Instructions to follow
The listing below is the input. Say how many of its lines contain "screenshot", giving the number alone.

Listing
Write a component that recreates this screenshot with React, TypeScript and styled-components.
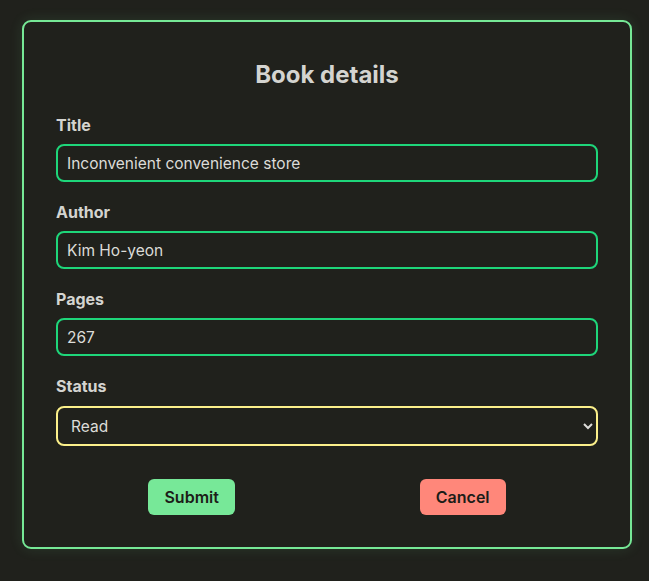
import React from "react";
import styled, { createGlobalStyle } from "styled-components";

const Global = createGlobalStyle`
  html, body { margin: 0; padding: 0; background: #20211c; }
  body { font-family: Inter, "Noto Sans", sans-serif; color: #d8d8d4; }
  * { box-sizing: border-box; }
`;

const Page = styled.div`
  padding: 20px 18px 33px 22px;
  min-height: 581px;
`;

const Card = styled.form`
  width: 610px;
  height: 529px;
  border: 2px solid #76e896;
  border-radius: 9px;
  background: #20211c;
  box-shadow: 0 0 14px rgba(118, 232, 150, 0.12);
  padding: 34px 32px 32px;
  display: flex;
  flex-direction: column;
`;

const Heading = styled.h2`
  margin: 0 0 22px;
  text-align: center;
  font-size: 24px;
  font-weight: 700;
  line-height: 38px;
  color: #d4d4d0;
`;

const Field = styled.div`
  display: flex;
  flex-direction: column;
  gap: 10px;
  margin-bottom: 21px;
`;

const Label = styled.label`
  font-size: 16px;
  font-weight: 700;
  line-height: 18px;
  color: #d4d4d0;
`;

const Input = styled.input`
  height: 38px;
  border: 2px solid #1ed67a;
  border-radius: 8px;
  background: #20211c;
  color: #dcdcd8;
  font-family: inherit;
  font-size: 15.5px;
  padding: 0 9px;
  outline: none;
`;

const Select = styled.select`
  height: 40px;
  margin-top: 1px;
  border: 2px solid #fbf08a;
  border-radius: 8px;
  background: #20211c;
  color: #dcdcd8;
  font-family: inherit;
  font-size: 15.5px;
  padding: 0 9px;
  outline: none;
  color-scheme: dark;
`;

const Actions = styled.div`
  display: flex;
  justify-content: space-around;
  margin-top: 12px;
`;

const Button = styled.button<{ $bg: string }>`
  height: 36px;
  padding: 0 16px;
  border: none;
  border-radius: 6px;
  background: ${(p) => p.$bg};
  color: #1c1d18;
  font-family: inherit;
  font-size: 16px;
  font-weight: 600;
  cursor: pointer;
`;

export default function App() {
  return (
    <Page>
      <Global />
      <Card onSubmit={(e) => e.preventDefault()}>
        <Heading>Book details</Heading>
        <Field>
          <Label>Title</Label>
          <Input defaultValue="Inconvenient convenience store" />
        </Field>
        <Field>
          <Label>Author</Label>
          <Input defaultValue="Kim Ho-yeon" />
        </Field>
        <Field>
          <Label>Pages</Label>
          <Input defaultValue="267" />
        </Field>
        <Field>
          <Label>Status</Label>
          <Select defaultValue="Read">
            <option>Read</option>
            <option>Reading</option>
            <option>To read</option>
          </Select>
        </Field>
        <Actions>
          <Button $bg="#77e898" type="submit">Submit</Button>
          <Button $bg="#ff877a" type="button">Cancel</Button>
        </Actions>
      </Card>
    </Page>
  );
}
...
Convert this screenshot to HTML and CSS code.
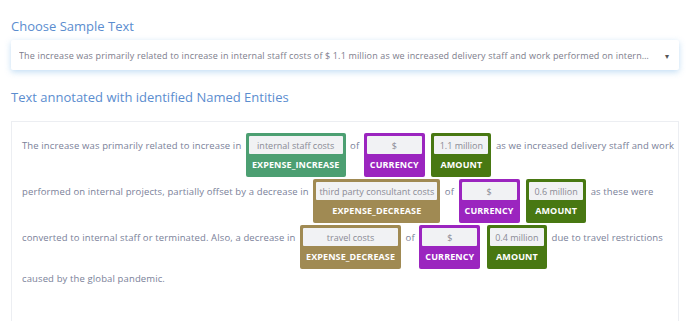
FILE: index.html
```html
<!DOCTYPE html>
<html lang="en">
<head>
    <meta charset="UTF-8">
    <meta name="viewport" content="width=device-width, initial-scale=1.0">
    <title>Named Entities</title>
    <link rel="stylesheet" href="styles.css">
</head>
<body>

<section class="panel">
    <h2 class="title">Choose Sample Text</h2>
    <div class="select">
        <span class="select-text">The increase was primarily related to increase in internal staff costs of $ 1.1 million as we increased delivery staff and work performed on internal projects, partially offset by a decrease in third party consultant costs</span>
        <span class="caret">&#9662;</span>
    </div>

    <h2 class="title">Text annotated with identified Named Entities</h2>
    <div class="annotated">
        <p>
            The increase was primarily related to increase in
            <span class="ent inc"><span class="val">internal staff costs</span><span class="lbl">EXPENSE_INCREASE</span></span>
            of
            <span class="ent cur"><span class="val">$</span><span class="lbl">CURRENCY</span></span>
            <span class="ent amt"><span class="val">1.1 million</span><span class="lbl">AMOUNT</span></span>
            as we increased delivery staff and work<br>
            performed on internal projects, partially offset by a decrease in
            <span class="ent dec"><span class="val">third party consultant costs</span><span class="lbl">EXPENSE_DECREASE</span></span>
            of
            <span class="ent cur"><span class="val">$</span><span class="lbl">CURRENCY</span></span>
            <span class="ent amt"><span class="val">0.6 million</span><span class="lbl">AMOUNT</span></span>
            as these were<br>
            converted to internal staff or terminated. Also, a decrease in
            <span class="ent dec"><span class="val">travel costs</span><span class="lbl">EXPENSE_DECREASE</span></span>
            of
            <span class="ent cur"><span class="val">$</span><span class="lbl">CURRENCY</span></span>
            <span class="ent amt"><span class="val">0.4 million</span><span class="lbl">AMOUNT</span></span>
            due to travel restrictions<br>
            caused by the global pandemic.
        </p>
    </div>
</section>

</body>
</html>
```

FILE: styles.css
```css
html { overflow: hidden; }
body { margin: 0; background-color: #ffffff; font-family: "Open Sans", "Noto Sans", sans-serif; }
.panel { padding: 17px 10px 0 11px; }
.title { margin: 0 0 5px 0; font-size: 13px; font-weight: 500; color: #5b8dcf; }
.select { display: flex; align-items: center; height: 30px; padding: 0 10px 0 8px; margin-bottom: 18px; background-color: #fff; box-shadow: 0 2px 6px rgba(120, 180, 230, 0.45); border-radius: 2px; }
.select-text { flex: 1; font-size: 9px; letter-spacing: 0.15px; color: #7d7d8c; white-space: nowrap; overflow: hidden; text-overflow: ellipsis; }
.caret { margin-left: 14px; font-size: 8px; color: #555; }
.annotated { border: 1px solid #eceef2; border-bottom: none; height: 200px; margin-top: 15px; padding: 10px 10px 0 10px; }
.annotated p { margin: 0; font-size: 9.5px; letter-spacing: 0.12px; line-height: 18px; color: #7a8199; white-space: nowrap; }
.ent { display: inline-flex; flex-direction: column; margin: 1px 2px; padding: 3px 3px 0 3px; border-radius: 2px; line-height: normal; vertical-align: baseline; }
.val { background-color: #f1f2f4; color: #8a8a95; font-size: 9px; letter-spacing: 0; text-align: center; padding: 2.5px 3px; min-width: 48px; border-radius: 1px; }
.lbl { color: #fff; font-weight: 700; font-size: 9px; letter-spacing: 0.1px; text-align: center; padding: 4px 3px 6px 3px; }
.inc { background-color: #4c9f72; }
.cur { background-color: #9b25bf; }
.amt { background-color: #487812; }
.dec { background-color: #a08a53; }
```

Task result
2